Here are just a few big screen flicks and television shows to get your creative juices flowing:

  • Cat Ballou: Cat was the nickname of the lead character played by Jane Fonda in this 1965 western that was more comedy than a shoot-'em-up. Other western names from this movie include Kid Shelleen (Lee Marvin's character's name) and Clay Boone (who was played by Michael Callan, an actor that no one has heard much from since). Cat could be used by itself, or, more likely, as a nickname for Catherine.

  • Cimarron: From the great Edna Ferber novel, this 1931 film starred Richard Dix as Yancey Cravat and Irene Dunne as Sabra Cravat.
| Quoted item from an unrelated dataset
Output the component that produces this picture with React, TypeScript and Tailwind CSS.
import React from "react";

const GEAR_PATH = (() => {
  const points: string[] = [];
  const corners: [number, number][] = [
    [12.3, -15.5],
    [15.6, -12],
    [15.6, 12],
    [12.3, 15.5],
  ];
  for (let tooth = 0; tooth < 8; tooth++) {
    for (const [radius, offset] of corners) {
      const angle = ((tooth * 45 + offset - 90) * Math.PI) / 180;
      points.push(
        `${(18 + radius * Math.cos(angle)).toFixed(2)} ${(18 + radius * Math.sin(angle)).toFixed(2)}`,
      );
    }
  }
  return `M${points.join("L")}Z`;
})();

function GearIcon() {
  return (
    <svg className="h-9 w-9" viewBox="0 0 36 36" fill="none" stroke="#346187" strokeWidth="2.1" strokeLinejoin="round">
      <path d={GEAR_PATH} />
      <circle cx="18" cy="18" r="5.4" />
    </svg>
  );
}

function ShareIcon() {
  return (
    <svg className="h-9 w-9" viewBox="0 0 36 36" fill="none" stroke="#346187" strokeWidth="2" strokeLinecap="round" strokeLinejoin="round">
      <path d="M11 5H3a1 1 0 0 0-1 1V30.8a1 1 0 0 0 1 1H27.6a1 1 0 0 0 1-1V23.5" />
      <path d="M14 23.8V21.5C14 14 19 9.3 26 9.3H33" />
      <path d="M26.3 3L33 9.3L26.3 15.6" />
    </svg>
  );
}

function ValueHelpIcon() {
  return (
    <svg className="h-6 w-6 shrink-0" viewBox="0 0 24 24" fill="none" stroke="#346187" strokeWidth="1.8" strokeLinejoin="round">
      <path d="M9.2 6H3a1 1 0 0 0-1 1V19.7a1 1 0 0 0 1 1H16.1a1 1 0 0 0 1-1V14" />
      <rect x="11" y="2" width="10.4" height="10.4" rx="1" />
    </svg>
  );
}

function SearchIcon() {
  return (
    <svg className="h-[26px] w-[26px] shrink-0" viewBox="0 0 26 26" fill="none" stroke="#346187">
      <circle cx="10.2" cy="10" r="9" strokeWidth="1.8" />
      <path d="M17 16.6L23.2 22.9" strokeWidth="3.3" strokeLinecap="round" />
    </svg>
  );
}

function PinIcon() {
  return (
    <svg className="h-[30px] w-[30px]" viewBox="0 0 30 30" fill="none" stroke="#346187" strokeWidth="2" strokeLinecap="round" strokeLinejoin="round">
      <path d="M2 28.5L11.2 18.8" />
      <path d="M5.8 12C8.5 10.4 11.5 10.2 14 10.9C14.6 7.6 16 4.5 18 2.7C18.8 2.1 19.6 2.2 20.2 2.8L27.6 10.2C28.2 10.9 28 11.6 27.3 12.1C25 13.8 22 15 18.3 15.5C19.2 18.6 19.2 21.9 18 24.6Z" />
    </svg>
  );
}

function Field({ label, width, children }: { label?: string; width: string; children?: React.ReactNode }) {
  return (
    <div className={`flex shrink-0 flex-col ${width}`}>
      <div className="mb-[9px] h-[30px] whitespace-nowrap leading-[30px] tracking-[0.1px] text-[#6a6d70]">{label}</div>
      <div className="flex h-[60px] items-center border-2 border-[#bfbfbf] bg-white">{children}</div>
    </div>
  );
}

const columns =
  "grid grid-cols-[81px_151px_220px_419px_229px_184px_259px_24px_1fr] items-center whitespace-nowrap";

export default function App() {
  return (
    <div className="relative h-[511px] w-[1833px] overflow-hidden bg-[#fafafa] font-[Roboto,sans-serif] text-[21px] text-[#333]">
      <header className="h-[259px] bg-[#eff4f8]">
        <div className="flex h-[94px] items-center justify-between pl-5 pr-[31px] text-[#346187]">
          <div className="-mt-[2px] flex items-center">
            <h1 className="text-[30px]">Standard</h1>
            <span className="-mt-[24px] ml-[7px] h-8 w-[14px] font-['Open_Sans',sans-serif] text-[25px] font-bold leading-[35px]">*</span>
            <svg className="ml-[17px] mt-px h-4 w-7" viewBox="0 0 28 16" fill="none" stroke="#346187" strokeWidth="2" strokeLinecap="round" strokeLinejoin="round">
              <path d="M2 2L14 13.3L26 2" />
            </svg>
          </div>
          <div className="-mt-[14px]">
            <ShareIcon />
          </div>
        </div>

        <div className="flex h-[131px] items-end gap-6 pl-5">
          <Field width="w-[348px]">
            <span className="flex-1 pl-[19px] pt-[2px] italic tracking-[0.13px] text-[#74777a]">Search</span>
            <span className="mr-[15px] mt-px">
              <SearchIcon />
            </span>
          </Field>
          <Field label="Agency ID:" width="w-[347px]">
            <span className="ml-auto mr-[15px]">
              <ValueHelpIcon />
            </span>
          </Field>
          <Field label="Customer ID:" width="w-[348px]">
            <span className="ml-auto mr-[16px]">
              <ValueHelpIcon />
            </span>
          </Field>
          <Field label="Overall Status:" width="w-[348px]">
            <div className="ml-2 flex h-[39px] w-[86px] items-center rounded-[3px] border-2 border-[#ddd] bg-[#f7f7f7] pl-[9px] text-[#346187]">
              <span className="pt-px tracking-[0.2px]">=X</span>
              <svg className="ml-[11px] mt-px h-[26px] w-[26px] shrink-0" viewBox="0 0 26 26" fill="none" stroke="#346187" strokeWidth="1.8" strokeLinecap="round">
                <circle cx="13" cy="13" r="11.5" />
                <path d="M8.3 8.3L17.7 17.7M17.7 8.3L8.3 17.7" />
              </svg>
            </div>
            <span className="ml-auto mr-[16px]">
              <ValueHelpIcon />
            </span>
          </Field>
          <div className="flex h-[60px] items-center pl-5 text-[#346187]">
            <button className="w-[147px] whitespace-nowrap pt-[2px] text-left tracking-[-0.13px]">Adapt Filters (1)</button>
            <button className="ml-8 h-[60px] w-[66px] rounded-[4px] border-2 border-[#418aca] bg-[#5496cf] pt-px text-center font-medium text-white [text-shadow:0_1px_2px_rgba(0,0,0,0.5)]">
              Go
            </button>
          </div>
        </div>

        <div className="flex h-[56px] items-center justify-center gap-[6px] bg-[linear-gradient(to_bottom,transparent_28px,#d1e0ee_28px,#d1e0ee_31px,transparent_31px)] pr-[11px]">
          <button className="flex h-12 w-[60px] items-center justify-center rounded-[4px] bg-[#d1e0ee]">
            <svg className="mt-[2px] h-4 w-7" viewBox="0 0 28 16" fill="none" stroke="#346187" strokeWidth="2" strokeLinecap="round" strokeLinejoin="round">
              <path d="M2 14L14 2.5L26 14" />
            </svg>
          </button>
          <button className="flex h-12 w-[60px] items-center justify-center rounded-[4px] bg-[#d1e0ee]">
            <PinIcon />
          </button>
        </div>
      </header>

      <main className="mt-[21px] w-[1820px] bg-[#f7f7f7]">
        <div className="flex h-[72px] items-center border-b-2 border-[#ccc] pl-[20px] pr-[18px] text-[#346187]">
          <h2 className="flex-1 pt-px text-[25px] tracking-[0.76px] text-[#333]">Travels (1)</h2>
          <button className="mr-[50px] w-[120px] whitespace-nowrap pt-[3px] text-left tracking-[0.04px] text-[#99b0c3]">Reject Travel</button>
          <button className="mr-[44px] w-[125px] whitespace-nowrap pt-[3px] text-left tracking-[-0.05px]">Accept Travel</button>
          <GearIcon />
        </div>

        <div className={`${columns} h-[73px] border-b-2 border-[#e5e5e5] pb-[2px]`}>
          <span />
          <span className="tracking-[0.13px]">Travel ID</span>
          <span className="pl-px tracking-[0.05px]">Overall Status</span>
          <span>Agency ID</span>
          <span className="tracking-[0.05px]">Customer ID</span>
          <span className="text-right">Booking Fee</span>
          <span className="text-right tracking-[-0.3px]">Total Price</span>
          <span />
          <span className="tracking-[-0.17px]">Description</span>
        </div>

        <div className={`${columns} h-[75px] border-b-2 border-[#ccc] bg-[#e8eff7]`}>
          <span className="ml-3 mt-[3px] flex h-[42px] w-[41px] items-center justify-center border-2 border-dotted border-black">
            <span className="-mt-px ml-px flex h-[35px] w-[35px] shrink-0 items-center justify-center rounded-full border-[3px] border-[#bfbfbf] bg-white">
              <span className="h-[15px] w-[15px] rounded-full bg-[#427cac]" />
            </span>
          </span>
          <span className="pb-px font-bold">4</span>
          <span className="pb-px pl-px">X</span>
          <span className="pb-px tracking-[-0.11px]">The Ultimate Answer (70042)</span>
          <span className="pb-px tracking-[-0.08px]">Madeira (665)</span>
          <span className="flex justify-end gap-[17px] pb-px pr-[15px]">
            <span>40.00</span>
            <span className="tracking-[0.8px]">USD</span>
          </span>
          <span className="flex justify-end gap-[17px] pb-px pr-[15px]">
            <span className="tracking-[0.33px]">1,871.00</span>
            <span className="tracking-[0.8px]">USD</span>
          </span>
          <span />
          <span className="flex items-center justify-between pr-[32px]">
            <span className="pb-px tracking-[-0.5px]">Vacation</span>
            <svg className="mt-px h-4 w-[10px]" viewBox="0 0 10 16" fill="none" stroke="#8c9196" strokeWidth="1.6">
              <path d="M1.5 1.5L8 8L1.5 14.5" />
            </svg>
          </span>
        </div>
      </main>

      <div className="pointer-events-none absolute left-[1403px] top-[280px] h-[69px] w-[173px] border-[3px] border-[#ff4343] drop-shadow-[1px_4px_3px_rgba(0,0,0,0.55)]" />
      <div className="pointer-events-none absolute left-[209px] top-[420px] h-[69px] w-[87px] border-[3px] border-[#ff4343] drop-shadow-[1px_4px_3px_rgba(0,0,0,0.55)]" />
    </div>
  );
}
Sabra sounds more Israeli than western, but Yancey is a classic western name—in fact, it's believed to derive from a Native American word for “Englishman.”

  • Giant: Another movie based on a great Ferber novel, it starred Rock Hudson as Bick Benedict; Elizabeth Taylor as his eastern-born wife, Leslie Lynnton Benedict; Mercedes McCambridge as Bick's sister, Luz Benedict; and James Dean as Bick's nemesis, Jett Rink. The name Jett has gained some notoriety of late as a given name, perhaps most famously due to John Travolta and Kelly Preston's choice of it for their son. Luz, a Spanish name meaning “light,” is common among Spanish and Hispanic families—Santa Maria de Luz is another name for the Virgin Mary.

  • Name Dropping

    Another great source for western-inspired names is the library. Look for novels by any of these authors: Edna Ferber, Zane Gray, Louis L'Amour, and Larry McMurtry.

    What's in a Name

    When the character played by Rock Hudson needed to assume a false identity to woo Doris Day in the 1959 screwball comedy Pillow Talk, he faked a Texas accent and chose a quintessential Texas-sounding name: Rex Stetson.

    What's in a Name

    Callie, the diminutive of Caroline or Carol, which means “beautiful” or “lovely,” was the name of the female lead played by Lee Remick in the movie These Thousand Hills.

  • The Last Picture Show: Set in windswept western Texas, this early 1970s movie starred Jeff Bridges, Timothy Bottoms, and a very young Cybill Shepherd, who made her screen debut as the spoiled wanna-be debutante Jacy Farrow. Jacy is a created name that, because it's associated with this movie, has a western feel; Farrow, which actually means “a litter of pigs” or “to give birth to a litter of pigs,” does as well.

  • The Man Who Shot Liberty Valance: This classic John Ford western starred John Wayne and Jimmy Stewart—Wayne played his classic tough-guy cowboy role, Stewart played an East Coast attorney who comes west to hang his shingle and becomes the target of an outlaw (Valance, played by Lee Marvin), whose path he crosses once too often. Vera Miles played Hallie, the object of both Stewart's and Wayne's affection. All you have to do is hear Wayne say her name to be convinced that it's a western classic.

  • Lonesome Dove: This miniseries adaptation of the Pulitzer Prize-winning Larry McMurtry novel tells the story of a life-changing cattle drive. The character names from this series—Augustus McCrae, Woodrow Call, Jake Spoon, Lorena Wood, and Clara Allen—were decidedly western in feel.

  • Rawhide: This early television western ran for eight seasons from the late 1950s through the mid-'60s. Catch it today and you'll see a very young Clint Eastwood in the role of Rowdy Yates.

  • Twenty-Six Men: Not too many people these days remember this television series, which ran during the same period as Rawhide, but its leading character, an Arizona Ranger, had a great western name—Clint Travis.

  • Shane: “Come back, Shane” is the classic catchphrase from this movie. Shane was the name of the main character, played by Alan Ladd.

  • Gunsmoke: This was the enormously popular television show starring James Arness, who played Matt Dillon, and Amanda Blake, who played Miss Kitty, the dancehall proprietress. To this day, I can't hear the name Amanda without thinking of Blake, her elaborate western costumes and the tough-yet-kind way in which she played her role. Matt is a classic western name thanks to this show; Dillon isn't quite as popular, especially in this spelling—it's a homonym for Dylan, which is the preferred spelling of the name.